The corporation is a 19th Century social innovation in enterprise ownership and control for investment that creates the profession of the management of a business enterprise for the benefit of non-participatory owners who own shares of ownership in that corporation.
The securitization of the corporation for the sale of shares into the share price trading markets, is a 19th innovation in enterprise finance that turns the corporation into a financing agreement between Management and the Markets.

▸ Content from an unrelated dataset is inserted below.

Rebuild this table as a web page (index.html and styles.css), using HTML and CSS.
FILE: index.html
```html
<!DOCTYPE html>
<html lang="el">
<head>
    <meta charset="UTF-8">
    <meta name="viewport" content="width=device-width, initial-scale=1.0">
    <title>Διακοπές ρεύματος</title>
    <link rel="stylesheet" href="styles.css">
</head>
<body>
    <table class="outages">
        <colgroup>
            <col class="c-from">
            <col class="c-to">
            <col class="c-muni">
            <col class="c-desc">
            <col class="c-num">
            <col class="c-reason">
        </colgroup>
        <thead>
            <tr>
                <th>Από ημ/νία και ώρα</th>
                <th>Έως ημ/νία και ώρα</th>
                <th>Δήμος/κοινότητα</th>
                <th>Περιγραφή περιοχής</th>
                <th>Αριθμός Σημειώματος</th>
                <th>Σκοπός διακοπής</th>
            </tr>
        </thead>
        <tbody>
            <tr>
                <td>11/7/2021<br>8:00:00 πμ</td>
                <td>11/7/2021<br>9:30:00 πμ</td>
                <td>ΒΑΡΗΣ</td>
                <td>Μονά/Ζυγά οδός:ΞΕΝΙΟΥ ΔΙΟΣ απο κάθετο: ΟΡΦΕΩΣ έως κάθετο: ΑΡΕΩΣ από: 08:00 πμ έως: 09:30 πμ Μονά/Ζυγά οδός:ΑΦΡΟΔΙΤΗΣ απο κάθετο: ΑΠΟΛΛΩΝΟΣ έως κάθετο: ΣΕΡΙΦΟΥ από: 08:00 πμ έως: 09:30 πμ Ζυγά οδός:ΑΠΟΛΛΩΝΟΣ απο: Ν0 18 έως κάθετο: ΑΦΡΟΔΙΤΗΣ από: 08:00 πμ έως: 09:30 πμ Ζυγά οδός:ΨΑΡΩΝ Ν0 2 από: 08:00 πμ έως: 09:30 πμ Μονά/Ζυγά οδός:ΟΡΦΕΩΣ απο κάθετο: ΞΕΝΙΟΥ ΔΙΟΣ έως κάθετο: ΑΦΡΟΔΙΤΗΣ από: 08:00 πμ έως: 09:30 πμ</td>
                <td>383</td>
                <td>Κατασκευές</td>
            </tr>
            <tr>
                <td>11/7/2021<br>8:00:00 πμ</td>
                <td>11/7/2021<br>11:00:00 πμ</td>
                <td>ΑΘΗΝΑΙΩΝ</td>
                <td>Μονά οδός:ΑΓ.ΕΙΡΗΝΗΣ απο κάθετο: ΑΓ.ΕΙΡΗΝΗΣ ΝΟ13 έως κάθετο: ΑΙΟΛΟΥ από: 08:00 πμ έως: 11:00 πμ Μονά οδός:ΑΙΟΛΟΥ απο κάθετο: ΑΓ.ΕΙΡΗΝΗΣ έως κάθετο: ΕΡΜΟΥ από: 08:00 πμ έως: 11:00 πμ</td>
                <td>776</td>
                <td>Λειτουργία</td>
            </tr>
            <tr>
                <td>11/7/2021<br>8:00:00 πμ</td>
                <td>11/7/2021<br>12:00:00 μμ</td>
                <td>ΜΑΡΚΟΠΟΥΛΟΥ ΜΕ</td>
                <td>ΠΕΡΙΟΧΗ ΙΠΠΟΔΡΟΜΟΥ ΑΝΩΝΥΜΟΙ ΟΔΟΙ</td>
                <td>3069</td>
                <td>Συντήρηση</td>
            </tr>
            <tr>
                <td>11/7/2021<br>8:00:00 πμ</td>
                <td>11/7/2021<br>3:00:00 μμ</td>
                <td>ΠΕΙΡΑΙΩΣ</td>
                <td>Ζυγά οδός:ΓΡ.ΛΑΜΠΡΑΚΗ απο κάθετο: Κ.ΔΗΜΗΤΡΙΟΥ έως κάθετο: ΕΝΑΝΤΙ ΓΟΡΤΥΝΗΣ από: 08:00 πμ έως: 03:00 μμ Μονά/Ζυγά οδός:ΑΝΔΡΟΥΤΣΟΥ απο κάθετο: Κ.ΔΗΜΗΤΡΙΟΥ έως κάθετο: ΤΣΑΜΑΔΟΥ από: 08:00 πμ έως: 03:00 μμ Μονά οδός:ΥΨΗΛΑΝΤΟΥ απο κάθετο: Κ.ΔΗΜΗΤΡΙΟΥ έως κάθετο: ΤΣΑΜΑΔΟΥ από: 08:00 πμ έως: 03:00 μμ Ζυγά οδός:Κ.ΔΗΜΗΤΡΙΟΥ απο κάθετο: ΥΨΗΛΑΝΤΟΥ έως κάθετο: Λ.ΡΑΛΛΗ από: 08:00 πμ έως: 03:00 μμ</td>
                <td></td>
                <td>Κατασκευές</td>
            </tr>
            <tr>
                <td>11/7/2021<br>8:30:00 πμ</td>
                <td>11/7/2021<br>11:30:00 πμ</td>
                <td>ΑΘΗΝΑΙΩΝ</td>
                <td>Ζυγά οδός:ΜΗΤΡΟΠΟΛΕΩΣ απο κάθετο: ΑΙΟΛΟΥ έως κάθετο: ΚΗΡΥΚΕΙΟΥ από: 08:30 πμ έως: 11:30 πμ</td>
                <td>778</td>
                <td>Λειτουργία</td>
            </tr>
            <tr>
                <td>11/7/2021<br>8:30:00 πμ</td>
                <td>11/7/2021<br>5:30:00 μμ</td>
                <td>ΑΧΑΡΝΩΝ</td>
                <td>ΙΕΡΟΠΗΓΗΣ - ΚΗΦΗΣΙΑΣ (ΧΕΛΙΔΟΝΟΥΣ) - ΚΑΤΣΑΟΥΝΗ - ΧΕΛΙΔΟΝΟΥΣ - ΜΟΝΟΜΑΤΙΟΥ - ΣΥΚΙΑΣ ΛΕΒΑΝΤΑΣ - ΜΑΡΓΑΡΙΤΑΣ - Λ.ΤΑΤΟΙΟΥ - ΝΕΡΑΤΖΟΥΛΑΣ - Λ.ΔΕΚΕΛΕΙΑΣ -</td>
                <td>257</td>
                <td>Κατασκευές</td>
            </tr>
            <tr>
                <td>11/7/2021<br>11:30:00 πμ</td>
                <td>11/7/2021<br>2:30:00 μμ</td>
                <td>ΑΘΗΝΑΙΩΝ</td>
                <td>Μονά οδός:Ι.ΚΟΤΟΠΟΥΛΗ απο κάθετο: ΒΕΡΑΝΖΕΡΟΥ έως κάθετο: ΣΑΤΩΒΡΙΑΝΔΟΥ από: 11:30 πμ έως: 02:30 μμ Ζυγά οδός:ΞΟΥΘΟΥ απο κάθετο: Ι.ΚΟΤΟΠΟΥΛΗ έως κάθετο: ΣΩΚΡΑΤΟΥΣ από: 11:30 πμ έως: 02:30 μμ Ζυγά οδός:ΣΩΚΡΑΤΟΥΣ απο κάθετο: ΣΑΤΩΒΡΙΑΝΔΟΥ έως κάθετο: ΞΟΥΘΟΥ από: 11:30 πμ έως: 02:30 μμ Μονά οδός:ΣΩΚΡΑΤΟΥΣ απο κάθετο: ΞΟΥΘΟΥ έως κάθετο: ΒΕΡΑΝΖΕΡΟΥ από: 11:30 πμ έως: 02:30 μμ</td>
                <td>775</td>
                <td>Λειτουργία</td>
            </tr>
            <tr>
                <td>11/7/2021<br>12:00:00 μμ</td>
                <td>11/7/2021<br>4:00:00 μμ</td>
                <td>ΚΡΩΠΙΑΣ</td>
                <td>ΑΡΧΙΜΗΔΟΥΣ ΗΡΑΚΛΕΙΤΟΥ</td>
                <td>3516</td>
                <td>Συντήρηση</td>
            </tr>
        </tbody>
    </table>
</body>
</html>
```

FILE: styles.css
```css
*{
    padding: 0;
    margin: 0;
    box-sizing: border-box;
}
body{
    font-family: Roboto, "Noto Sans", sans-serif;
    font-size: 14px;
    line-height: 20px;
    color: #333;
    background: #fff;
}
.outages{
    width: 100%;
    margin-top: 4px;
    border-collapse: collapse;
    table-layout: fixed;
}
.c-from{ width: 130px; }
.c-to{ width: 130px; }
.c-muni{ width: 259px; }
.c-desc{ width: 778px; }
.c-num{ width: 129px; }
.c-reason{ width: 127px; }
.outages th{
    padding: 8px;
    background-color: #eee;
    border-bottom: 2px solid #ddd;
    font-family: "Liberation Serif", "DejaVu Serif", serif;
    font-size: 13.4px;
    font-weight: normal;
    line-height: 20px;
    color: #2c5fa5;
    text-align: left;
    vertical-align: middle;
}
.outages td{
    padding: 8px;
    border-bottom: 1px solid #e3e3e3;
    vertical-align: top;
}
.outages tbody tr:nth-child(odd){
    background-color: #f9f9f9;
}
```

The primary term of this agreement is an obligation by Management to grow the selling price of the corporations ownership shares in the Markets.
This term is absolutely critical, because the Markets must deliver to market participants the liquidity that market participants require as a condition to their participation in the markets: buyers who become sellers must be able to sell; which means there must always be buyers willing to buy; buyers won't buy unless they are confident that they will be able to see, at a profit, to new buyers, when they become sellers, in their turn.
The much ballyhooed and maligned Friedman Doctrine tells us, "The social responsibility of business is to increase its profits".
There is absolutely no legal or experiential basis to support that Doctrine, expressed in that way.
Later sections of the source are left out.